Tuesday, September 29, 2009

太恐怖了Terrifying shit

I have to put the Chinese words at my title cos that was what immediately came to my mind when my dad asked me out from the house to see what has happened to our car.

My humble black Kenari, which is parked JUST outside my house was broken into.

You say 恐怖 or not 恐怖? (Terrifying)

Hello, it's bloody in front of my front gate, with the lights of my living hall and gate compound switched on and that petty prowler decided to try his devil's dare on my small car hoping to get some small fortune from it.

Pathetic.

You might ask me how did the thief manage to break open my car or is my window smashed into pieces or things like that. Let me explain.

So, after we came back from dinner, my dad just slip the car key into his pocket cos he's gonna go out soon after anyway. While we were chit chatting, my dad accidentally sit on the car key and the car went unlocked. We didn't care much cos it does usually happens: He will sit on it and unlock the car.

After some 5 minutes, he was moving around while talking, unnoticingly sat on it again, and locked the car back. By that time, he realised he would have to go out already. When he was wearing his shoes, he heard a noise of motorbike engine starting. He wouldn't care much though, cos it's nothing peculiar about that.

But when he walked towards the car, he found out the co-driver's car door was opened. With things from the dashboard all messily thrown onto the seat. The coinbox was forced out from its compartment and you know well that it was all, taken away. Those tiny amount of cents were not even given chance to stay.

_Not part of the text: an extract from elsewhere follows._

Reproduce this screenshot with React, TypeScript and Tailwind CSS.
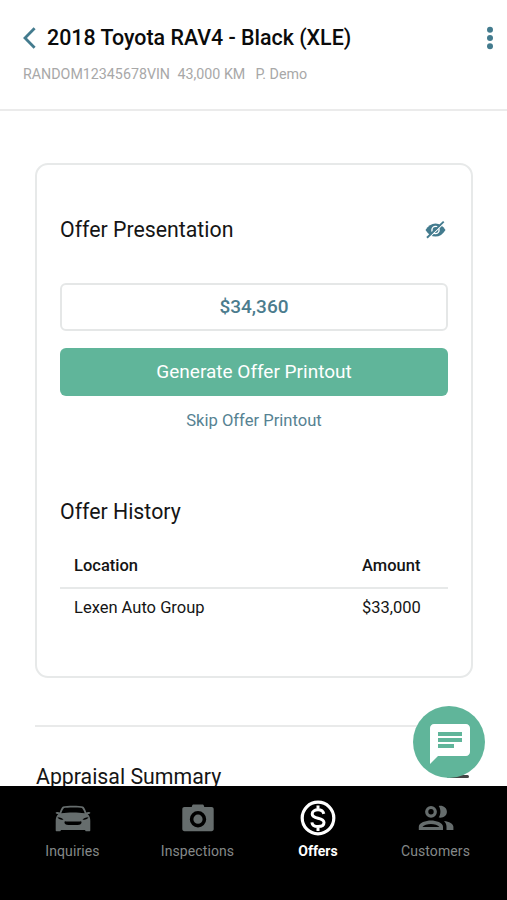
import type {ReactNode} from 'react';
import {clsx} from 'clsx';
import {MdChat} from 'react-icons/md';

const HISTORY = [{id: 0, location: 'Lexen Auto Group', amount: '$33,000'}];

const TABS = [
  {
    id: 0,
    name: 'Inquiries',
    icon: <CarIcon />,
    width: 'w-[145px]',
  },
  {
    id: 1,
    name: 'Inspections',
    icon: <CameraIcon />,
    width: 'w-[105px]',
  },
  {
    id: 2,
    name: 'Offers',
    icon: <DollarIcon />,
    width: 'w-[136px]',
    active: true,
  },
  {
    id: 3,
    name: 'Customers',
    icon: <PeopleIcon />,
    width: 'w-[99px]',
  },
];

export default function App() {
  return (
    <div className="relative flex flex-col w-full h-[900px] overflow-hidden bg-white text-[#151515] font-['Roboto',sans-serif]">
      <Header />
      <main className="flex-1 min-h-0 overflow-hidden px-[35px] pt-[52px]">
        <OfferCard />
        <section className="mt-[47px] w-[438px] border-t-2 border-[#e9eaea] pt-[36px] pl-px">
          <SectionTitle>Appraisal Summary</SectionTitle>
        </section>
      </main>
      <TabBar />
      <ChatButton />
    </div>
  );
}

function Header() {
  return (
    <header className="h-[111px] shrink-0 border-b-2 border-[#ebebeb] pl-[23px] pr-[13px] pt-[24px]">
      <div className="flex items-center h-7">
        <button aria-label="Back">
          <BackIcon />
        </button>
        <h1 className="ml-[11px] flex-1 text-[21.4px] leading-7 font-medium text-[#0b0b0b] whitespace-nowrap">
          2018 Toyota RAV4 - Black (XLE)
        </h1>
        <button aria-label="More">
          <DotsIcon />
        </button>
      </div>
      <div className="flex mt-[12px] text-[14.25px] leading-5 text-[#a8a8a8] whitespace-nowrap">
        <span className="w-[154.500px]">RANDOM12345678VIN</span>
        <span className="w-[78px]">43,000 KM</span>
        <span>P. Demo</span>
      </div>
    </header>
  );
}

function SectionTitle({children}: {children: ReactNode}) {
  return (
    <h2 className="text-[21.3px] leading-7 font-normal whitespace-nowrap">
      {children}
    </h2>
  );
}

function OfferCard() {
  return (
    <section className="w-[438px] h-[515px] rounded-[13px] border-2 border-[#e7e9e9] px-[23px] pt-[51px]">
      <div className="flex items-center justify-between">
        <SectionTitle>Offer Presentation</SectionTitle>
        <button aria-label="Hide offer" className="mr-0.5">
          <HiddenIcon />
        </button>
      </div>

      <div className="mt-[39px] flex h-[48px] items-center justify-center rounded-md border-2 border-[#e5e7e7] text-[19px] font-medium text-[#4b7c8d]">
        $34,360
      </div>
      <button className="mt-[17px] block w-full h-[48px] rounded-md bg-[#60b59a] text-[19px] text-white">
        Generate Offer Printout
      </button>
      <button className="mt-[13px] block w-full text-[16.6px] leading-6 text-[#568292]">
        Skip Offer Printout
      </button>

      <div className="mt-[65px]">
        <SectionTitle>Offer History</SectionTitle>
      </div>
      <table className="mt-[20px] w-full text-[16.5px] leading-6">
        <thead>
          <tr className="border-b-2 border-[#e7e9e9]">
            <th className="pl-[14px] pt-2 pb-[9px] text-left font-medium">
              Location
            </th>
            <th className="w-[86px] pt-2 pb-[9px] text-left font-medium">
              Amount
            </th>
          </tr>
        </thead>
        <tbody>
          {HISTORY.map((item) => (
            <tr key={item.id}>
              <td className="pl-[14px] pt-[7px]">{item.location}</td>
              <td className="pt-[7px]">{item.amount}</td>
            </tr>
          ))}
        </tbody>
      </table>
    </section>
  );
}

function TabBar() {
  return (
    <nav className="flex h-[114px] shrink-0 bg-black pt-[14px]">
      {TABS.map((tab) => (
        <div
          key={tab.id}
          className={clsx(
            'flex flex-col items-center',
            tab.width,
            tab.active ? 'text-white' : 'text-[#666d6d]',
          )}
        >
          <div className="flex h-9 items-center justify-center">{tab.icon}</div>
          <span
            className={clsx(
              'mt-[5px] text-[14px] leading-5',
              tab.active ? 'font-bold' : 'tracking-[0.1px] text-[#858989]',
            )}
          >
            {tab.name}
          </span>
        </div>
      ))}
    </nav>
  );
}

function ChatButton() {
  return (
    <>
      {/* Collapse handle of the summary section, half under the button */}
      <div className="absolute left-[447px] top-[775px] h-[3px] w-[22px] rounded-sm bg-[#454545]" />
      <button
        aria-label="Chat"
        className="absolute left-[413px] top-[706px] flex h-[72px] w-[72px] items-center justify-center rounded-full bg-[#60b59a] text-white"
      >
        <MdChat className="ml-0.5 mt-[3px] h-12 w-12" />
      </button>
    </>
  );
}

function BackIcon() {
  return (
    <svg width="13" height="22" viewBox="0 0 13 22" fill="none">
      <path d="M11.6 1.2 2 11l9.6 9.8" stroke="#437b8e" strokeWidth="2.8" />
    </svg>
  );
}

function DotsIcon() {
  return (
    <svg width="8" height="24" viewBox="0 0 8 24" fill="#437b8e">
      <circle cx="4" cy="3.7" r="3" />
      <circle cx="4" cy="12" r="3" />
      <circle cx="4" cy="20.3" r="3" />
    </svg>
  );
}

function HiddenIcon() {
  return (
    <svg width="21" height="20" viewBox="0 0 21 20" fill="none">
      <path
        d="M.5 10C3 5.700 6.500 3.400 10.500 3.400S18 5.700 20.500 10C18 14.300 14.500 16.600 10.500 16.600S3 14.300.5 10Z"
        fill="#437b8e"
      />
      <circle cx="10.500" cy="10" r="3.600" stroke="#fff" strokeWidth="1.400" />
      <path d="M3.400 18.200 19.600 2.600" stroke="#fff" strokeWidth="1.200" />
      <path d="M2 17.700 18.700 1.600" stroke="#437b8e" strokeWidth="1.900" />
    </svg>
  );
}

function CarIcon() {
  return (
    <svg width="36" height="27" viewBox="0 0 36 27" fill="currentColor">
      <path
        fillRule="evenodd"
        d="M8 1.500C11 .4 25 .4 28 1.500c1.200.5 2.500 3.500 3.300 6 1-.9 3.900-.8 4.100.3.100 1-1.600 1.200-2.700 1.200 2 2 2.600 4 2.600 7v9.200c0 .7-.4 1.100-1 1.100h-3c-.7 0-1.100-.4-1.100-1.100V25H5.800v.2c0 .7-.4 1.100-1.100 1.100h-3c-.6 0-1-.4-1-1.100V16c0-3 .6-5 2.600-7-1.100 0-2.800-.2-2.700-1.200.2-1.100 3.100-1.200 4.100-.3.800-2.500 2.100-5.500 3.300-6ZM9 3C7.800 4.500 6.800 6.500 6.300 8.300c7-1 16.400-1 23.400 0C29.200 6.500 28.200 4.500 27 3c-3-.8-15-.8-18 0ZM2.500 12.200c1 1.900 3 2.600 6 2.600-1-1.600-3-2.400-6-2.600Zm31 0c-3 .2-5 1-6 2.600 3 0 5-.7 6-2.600ZM10 16.200c-.8.600-.7 2.300.5 3 2 1.200 13 1.200 15 0 1.200-.7 1.300-2.400.5-3-3 .5-13 .5-16 0Z"
      />
    </svg>
  );
}

function CameraIcon() {
  return (
    <svg width="32" height="28" viewBox="0 0 32 28" fill="currentColor">
      <path
        fillRule="evenodd"
        d="M11.500.5h9c.7 0 1 .3 1.300 1L22.300 3H29.500c1.300 0 2.200.9 2.200 2.200V25c0 1.300-.9 2.200-2.200 2.200h-27C1.200 27.200.3 26.300.3 25V5.200C.3 3.900 1.200 3 2.500 3h7.200l.5-1.500c.3-.7.6-1 1.300-1ZM16 7a8.200 8.200 0 1 0 0 16.400A8.200 8.200 0 0 0 16 7Zm0 3.600a4.600 4.600 0 1 1 0 9.200 4.600 4.600 0 0 1 0-9.200Z"
      />
    </svg>
  );
}

function DollarIcon() {
  return (
    <svg width="36" height="36" viewBox="0 0 36 36" fill="none">
      <circle cx="18" cy="18" r="15.800" stroke="currentColor" strokeWidth="3.200" />
      <path
        d="M18 5.500v5M18 26v5M23.800 13.800c-.6-2.700-2.900-4-5.800-4-3.300 0-5.800 1.600-5.800 4.100 0 2.800 2.400 3.500 5.800 4.300 3.500.8 6 1.700 6 4.400 0 2.500-2.400 4-5.900 4-3.400 0-5.900-1.500-6.200-4.300"
        stroke="currentColor"
        strokeWidth="3"
      />
    </svg>
  );
}

function PeopleIcon() {
  return (
    <svg width="36" height="26" viewBox="0 0 36 26" fill="currentColor">
      <path
        fillRule="evenodd"
        d="M13 .9a5.900 5.900 0 1 0 0 11.800A5.900 5.900 0 0 0 13 .9Zm0 3.200a2.700 2.700 0 1 1 0 5.400 2.700 2.700 0 0 1 0-5.400ZM.8 25v-3.200c0-4.200 7.200-6.300 12.200-6.300s12 2.100 12 6.300V25H.8Zm3.600-2.900h17c-1.300-1.900-5-3-8.500-3s-7.200 1.100-8.500 3Z"
      />
      <path d="M20.700 1c4.300-.8 8.200 1.700 8.200 5.800s-3.900 6.600-8.200 5.800c2.300-3.300 2.300-8.300 0-11.600ZM26 15.900c5.200.5 9.400 2.600 9.400 5.900V25h-6.900v-3.200c0-2.600-1-4.500-2.500-5.900Z" />
    </svg>
  );
}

Nothing valueable was stolen cos we all should know very well nothing valueable should be left in the car. The society is getting more terrifying, more than you could ever imagine, more than how you would not want to admit it.

Within that short period of 5 mins, my car was hastily being broken into. 5 mins. Who would expect that 5 mins of accidental unlocking of your car will lead you to someone breaking into it? Mind you, is only 5 mins.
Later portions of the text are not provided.